## EXERCISE AIM
Leave the pictures out, and retype all of the material exactly as written.

## AVAILABLE DATA
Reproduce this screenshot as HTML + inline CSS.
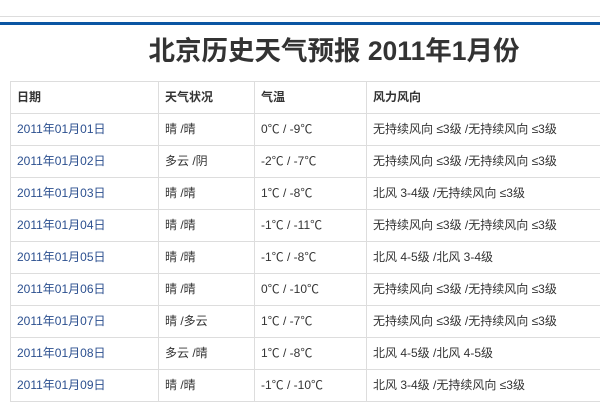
<!DOCTYPE html>
<html><head><meta charset="utf-8"><style>
body{margin:0;width:600px;height:400px;overflow:hidden;background:#fff;font-family:"Liberation Sans","Noto Sans CJK SC",sans-serif;position:relative}
.g{position:absolute;left:0;top:16px;width:600px;height:1px;background:#ddd}
.b{position:absolute;left:0;top:22px;width:600px;height:3px;background:#0a56a3}
h1{position:absolute;left:0;top:33px;width:668px;margin:0;text-align:center;font-size:26.5px;line-height:36px;color:#333;font-weight:bold}
table{position:absolute;left:10px;top:81px;border-collapse:collapse;font-size:12px;color:#333;table-layout:fixed;width:620px}
td{border:1px solid #ddd;height:32px;padding:0 0 0 6px;box-sizing:border-box;line-height:31px;white-space:nowrap;overflow:hidden}
tr:first-child td{font-weight:bold}
td.d{color:#2b4f8f}
</style></head><body>
<div class="g"></div><div class="b"></div>
<h1>北京历史天气预报 2011年1月份</h1>
<table>
<colgroup><col style="width:148px"><col style="width:96px"><col style="width:112px"><col style="width:264px"></colgroup>
<tr><td>日期</td><td>天气状况</td><td>气温</td><td>风力风向</td></tr>
<tr><td class="d">2011年01月01日</td><td>晴 /晴</td><td>0℃ / -9℃</td><td>无持续风向 ≤3级 /无持续风向 ≤3级</td></tr>
<tr><td class="d">2011年01月02日</td><td>多云 /阴</td><td>-2℃ / -7℃</td><td>无持续风向 ≤3级 /无持续风向 ≤3级</td></tr>
<tr><td class="d">2011年01月03日</td><td>晴 /晴</td><td>1℃ / -8℃</td><td>北风 3-4级 /无持续风向 ≤3级</td></tr>
<tr><td class="d">2011年01月04日</td><td>晴 /晴</td><td>-1℃ / -11℃</td><td>无持续风向 ≤3级 /无持续风向 ≤3级</td></tr>
<tr><td class="d">2011年01月05日</td><td>晴 /晴</td><td>-1℃ / -8℃</td><td>北风 4-5级 /北风 3-4级</td></tr>
<tr><td class="d">2011年01月06日</td><td>晴 /晴</td><td>0℃ / -10℃</td><td>无持续风向 ≤3级 /无持续风向 ≤3级</td></tr>
<tr><td class="d">2011年01月07日</td><td>晴 /多云</td><td>1℃ / -7℃</td><td>无持续风向 ≤3级 /无持续风向 ≤3级</td></tr>
<tr><td class="d">2011年01月08日</td><td>多云 /晴</td><td>1℃ / -8℃</td><td>北风 4-5级 /北风 4-5级</td></tr>
<tr><td class="d">2011年01月09日</td><td>晴 /晴</td><td>-1℃ / -10℃</td><td>北风 3-4级 /无持续风向 ≤3级</td></tr>
</table>
</body></html>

## EXERCISE SOLUTION
Reproduce this screenshot as HTML + inline CSS.
<!DOCTYPE html>
<html><head><meta charset="utf-8"><style>
body{margin:0;width:600px;height:400px;overflow:hidden;background:#fff;font-family:"Liberation Sans","Noto Sans CJK SC",sans-serif;position:relative}
.g{position:absolute;left:0;top:16px;width:600px;height:1px;background:#ddd}
.b{position:absolute;left:0;top:22px;width:600px;height:3px;background:#0a56a3}
h1{position:absolute;left:0;top:33px;width:668px;margin:0;text-align:center;font-size:26.5px;line-height:36px;color:#333;font-weight:bold}
table{position:absolute;left:10px;top:81px;border-collapse:collapse;font-size:12px;color:#333;table-layout:fixed;width:620px}
td{border:1px solid #ddd;height:32px;padding:0 0 0 6px;box-sizing:border-box;line-height:31px;white-space:nowrap;overflow:hidden}
tr:first-child td{font-weight:bold}
td.d{color:#2b4f8f}
</style></head><body>
<div class="g"></div><div class="b"></div>
<h1>北京历史天气预报 2011年1月份</h1>
<table>
<colgroup><col style="width:148px"><col style="width:96px"><col style="width:112px"><col style="width:264px"></colgroup>
<tr><td>日期</td><td>天气状况</td><td>气温</td><td>风力风向</td></tr>
<tr><td class="d">2011年01月01日</td><td>晴 /晴</td><td>0℃ / -9℃</td><td>无持续风向 ≤3级 /无持续风向 ≤3级</td></tr>
<tr><td class="d">2011年01月02日</td><td>多云 /阴</td><td>-2℃ / -7℃</td><td>无持续风向 ≤3级 /无持续风向 ≤3级</td></tr>
<tr><td class="d">2011年01月03日</td><td>晴 /晴</td><td>1℃ / -8℃</td><td>北风 3-4级 /无持续风向 ≤3级</td></tr>
<tr><td class="d">2011年01月04日</td><td>晴 /晴</td><td>-1℃ / -11℃</td><td>无持续风向 ≤3级 /无持续风向 ≤3级</td></tr>
<tr><td class="d">2011年01月05日</td><td>晴 /晴</td><td>-1℃ / -8℃</td><td>北风 4-5级 /北风 3-4级</td></tr>
<tr><td class="d">2011年01月06日</td><td>晴 /晴</td><td>0℃ / -10℃</td><td>无持续风向 ≤3级 /无持续风向 ≤3级</td></tr>
<tr><td class="d">2011年01月07日</td><td>晴 /多云</td><td>1℃ / -7℃</td><td>无持续风向 ≤3级 /无持续风向 ≤3级</td></tr>
<tr><td class="d">2011年01月08日</td><td>多云 /晴</td><td>1℃ / -8℃</td><td>北风 4-5级 /北风 4-5级</td></tr>
<tr><td class="d">2011年01月09日</td><td>晴 /晴</td><td>-1℃ / -10℃</td><td>北风 3-4级 /无持续风向 ≤3级</td></tr>
</table>
</body></html>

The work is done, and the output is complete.